▶

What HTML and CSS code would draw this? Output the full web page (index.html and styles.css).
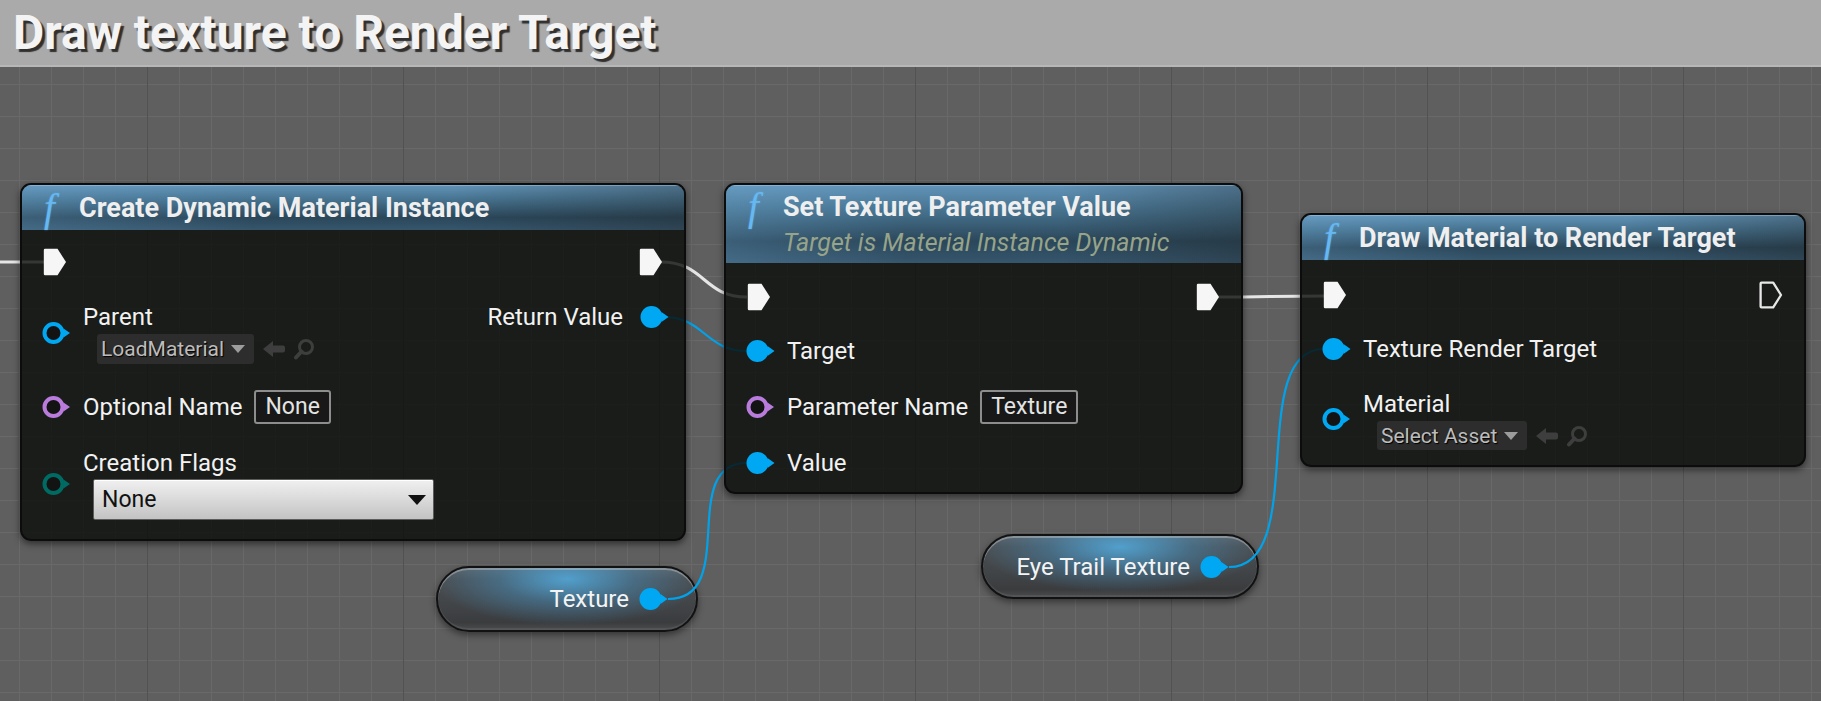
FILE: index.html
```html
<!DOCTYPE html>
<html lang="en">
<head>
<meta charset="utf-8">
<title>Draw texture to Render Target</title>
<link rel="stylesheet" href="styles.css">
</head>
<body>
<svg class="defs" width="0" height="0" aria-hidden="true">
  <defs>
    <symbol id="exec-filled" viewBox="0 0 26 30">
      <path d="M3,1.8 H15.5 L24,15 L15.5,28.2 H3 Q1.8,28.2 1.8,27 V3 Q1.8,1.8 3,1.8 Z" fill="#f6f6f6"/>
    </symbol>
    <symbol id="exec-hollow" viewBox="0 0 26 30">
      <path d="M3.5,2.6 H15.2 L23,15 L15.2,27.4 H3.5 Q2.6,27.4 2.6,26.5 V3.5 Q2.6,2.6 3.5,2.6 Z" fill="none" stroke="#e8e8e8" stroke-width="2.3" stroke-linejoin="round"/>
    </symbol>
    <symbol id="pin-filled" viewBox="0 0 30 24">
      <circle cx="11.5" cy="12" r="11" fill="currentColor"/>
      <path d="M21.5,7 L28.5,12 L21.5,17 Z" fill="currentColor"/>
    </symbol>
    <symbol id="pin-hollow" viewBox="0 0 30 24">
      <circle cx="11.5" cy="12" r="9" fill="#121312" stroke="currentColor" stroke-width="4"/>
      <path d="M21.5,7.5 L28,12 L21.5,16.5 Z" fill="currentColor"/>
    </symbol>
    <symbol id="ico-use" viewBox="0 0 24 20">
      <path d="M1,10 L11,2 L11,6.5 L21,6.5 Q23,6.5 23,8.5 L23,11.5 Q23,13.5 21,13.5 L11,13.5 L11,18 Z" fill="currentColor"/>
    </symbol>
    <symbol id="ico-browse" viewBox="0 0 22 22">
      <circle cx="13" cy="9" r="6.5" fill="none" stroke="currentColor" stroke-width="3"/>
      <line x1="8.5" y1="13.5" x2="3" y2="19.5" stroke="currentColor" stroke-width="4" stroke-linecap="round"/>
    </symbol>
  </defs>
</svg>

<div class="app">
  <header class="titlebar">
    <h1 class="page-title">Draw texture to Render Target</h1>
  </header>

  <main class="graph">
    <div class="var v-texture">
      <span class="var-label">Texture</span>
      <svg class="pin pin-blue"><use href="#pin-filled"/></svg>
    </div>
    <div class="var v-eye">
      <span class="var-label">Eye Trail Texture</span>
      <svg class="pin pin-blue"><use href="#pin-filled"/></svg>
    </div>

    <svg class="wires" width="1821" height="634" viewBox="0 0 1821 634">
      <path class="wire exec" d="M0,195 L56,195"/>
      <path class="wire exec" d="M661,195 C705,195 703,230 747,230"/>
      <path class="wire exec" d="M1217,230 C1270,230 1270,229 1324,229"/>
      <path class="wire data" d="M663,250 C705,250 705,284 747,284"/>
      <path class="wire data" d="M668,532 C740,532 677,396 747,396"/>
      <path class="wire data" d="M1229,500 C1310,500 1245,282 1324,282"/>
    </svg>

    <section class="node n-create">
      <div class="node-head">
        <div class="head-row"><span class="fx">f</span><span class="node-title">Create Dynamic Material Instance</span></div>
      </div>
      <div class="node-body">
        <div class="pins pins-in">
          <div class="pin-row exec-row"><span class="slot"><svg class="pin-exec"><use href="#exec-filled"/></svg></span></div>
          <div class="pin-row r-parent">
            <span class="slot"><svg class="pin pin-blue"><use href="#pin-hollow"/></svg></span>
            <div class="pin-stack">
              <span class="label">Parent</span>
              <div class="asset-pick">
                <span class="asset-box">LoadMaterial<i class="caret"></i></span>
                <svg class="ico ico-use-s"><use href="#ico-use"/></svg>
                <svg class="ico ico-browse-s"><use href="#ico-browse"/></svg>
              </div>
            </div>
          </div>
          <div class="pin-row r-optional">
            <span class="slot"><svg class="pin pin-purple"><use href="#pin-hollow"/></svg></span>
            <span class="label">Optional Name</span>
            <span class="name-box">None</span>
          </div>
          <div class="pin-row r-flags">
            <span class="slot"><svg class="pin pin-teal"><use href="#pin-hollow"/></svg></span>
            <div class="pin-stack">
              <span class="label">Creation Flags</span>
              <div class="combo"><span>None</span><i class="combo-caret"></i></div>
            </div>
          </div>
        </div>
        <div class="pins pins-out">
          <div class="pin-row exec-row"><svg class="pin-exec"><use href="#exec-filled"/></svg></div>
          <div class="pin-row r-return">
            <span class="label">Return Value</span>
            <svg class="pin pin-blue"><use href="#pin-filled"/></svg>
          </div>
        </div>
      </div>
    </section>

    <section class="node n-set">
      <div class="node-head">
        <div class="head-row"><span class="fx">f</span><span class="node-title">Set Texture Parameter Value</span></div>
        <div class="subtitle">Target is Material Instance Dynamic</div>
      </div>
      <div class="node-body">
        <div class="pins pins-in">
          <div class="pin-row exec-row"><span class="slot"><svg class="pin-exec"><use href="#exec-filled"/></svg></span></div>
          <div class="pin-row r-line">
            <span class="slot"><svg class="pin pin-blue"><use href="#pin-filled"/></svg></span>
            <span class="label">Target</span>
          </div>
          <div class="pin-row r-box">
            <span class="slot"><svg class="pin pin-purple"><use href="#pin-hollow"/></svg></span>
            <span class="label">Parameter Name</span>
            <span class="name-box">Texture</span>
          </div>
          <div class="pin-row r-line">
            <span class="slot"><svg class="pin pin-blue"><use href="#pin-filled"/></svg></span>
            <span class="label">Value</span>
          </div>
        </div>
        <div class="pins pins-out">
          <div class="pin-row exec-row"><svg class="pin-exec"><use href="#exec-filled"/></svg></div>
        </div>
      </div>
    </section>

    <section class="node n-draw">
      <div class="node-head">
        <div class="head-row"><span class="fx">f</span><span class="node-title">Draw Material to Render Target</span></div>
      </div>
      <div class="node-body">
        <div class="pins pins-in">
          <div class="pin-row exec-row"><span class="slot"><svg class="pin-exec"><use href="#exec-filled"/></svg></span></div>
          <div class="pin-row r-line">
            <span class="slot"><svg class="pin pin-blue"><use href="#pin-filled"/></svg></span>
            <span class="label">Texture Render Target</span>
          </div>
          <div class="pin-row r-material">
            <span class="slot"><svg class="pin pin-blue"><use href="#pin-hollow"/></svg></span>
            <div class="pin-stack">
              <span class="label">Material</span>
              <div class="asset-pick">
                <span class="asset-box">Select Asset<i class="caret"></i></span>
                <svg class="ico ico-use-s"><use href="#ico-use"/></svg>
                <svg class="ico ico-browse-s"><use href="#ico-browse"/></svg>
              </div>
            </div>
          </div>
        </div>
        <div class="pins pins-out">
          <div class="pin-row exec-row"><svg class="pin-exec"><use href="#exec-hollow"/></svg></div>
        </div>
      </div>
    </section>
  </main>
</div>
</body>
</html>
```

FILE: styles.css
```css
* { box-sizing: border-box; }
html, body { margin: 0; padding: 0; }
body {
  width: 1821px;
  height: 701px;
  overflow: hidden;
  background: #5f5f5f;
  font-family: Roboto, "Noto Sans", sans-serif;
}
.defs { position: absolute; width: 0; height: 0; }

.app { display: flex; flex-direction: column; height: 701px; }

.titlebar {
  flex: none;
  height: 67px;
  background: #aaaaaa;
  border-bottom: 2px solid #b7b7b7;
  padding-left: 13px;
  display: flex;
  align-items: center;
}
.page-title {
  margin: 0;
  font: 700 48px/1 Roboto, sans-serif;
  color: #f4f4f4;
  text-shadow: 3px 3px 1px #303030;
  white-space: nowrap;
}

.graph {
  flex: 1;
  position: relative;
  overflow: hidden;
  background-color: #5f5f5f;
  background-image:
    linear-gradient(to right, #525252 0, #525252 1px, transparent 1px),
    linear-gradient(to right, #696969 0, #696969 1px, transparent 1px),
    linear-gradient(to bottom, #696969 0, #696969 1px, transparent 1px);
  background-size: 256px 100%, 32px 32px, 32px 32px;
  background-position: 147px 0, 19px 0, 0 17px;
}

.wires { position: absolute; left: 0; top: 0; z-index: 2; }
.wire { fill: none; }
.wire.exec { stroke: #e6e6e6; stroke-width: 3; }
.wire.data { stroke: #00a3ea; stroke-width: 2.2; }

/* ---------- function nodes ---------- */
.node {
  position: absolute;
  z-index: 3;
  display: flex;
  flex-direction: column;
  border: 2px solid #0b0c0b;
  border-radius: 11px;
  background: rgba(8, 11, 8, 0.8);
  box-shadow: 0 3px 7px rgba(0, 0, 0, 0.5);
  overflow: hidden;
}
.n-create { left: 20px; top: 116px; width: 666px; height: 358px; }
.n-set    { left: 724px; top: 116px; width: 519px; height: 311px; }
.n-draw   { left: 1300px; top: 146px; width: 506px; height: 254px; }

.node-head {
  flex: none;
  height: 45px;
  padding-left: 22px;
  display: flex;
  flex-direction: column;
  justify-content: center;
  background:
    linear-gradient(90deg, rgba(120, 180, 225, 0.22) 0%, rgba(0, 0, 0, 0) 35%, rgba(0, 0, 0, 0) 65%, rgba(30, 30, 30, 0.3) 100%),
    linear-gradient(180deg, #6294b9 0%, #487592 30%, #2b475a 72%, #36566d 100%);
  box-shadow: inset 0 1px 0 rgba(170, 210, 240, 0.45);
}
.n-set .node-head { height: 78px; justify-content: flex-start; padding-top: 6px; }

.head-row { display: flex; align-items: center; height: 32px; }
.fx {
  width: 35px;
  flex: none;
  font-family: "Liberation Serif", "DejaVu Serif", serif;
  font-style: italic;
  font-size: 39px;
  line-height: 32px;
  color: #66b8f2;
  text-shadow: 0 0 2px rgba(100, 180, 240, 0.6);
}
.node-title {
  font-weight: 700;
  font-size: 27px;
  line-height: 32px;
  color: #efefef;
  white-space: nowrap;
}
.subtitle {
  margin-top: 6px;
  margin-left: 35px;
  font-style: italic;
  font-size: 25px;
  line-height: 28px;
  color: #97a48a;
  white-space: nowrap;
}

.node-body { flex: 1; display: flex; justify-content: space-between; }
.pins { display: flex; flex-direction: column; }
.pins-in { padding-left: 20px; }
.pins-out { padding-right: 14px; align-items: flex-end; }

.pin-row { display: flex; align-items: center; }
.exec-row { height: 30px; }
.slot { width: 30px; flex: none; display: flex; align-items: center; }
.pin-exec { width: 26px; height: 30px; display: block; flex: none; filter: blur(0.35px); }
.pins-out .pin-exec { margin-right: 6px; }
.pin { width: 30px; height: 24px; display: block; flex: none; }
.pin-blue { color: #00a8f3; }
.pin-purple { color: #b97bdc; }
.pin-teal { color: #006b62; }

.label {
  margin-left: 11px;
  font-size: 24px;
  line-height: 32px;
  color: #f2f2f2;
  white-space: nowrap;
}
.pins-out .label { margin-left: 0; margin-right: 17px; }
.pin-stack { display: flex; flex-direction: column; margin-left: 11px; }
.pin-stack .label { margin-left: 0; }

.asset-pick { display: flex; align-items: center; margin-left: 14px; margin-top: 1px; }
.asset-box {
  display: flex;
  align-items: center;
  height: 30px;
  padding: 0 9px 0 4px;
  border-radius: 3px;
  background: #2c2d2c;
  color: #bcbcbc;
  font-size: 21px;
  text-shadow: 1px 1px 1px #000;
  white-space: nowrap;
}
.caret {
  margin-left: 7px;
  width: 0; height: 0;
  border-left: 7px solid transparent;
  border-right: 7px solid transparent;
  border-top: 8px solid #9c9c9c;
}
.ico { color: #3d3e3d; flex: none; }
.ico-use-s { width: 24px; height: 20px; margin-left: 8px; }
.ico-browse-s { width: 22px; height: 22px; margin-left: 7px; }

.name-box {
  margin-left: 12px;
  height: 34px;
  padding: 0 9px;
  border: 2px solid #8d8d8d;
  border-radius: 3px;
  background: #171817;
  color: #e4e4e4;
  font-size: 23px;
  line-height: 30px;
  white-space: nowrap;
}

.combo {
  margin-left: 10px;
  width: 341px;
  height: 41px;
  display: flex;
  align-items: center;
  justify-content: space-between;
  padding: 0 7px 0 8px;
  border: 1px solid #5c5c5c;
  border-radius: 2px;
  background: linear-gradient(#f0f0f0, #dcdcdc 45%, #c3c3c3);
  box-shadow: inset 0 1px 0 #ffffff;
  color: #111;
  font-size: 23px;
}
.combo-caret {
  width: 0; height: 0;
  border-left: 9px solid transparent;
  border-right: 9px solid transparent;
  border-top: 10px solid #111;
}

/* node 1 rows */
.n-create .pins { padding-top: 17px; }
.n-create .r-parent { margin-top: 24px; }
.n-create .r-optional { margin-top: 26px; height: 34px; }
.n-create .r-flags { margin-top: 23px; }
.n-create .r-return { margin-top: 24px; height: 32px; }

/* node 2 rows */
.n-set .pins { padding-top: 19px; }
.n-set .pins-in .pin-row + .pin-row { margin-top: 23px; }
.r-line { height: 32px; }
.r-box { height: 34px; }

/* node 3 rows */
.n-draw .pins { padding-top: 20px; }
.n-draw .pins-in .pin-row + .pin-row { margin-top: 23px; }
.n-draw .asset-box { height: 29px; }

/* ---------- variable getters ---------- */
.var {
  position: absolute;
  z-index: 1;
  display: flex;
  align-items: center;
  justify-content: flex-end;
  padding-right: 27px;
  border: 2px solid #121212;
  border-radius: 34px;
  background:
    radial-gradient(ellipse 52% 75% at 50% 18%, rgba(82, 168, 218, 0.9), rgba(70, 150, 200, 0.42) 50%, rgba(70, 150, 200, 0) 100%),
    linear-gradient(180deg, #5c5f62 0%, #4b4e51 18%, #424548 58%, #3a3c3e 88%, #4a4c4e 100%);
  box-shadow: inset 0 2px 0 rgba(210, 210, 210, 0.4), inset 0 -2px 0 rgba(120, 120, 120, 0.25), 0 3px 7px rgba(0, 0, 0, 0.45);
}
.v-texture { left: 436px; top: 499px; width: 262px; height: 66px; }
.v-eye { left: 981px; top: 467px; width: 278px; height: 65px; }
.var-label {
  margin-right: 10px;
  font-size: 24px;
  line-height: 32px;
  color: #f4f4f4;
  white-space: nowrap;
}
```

◀

Exercise directions:
Gather, from the listing above, every line carrying the word "styles".

Result below:
What HTML and CSS code would draw this? Output the full web page (index.html and styles.css).
<link rel="stylesheet" href="styles.css">
FILE: styles.css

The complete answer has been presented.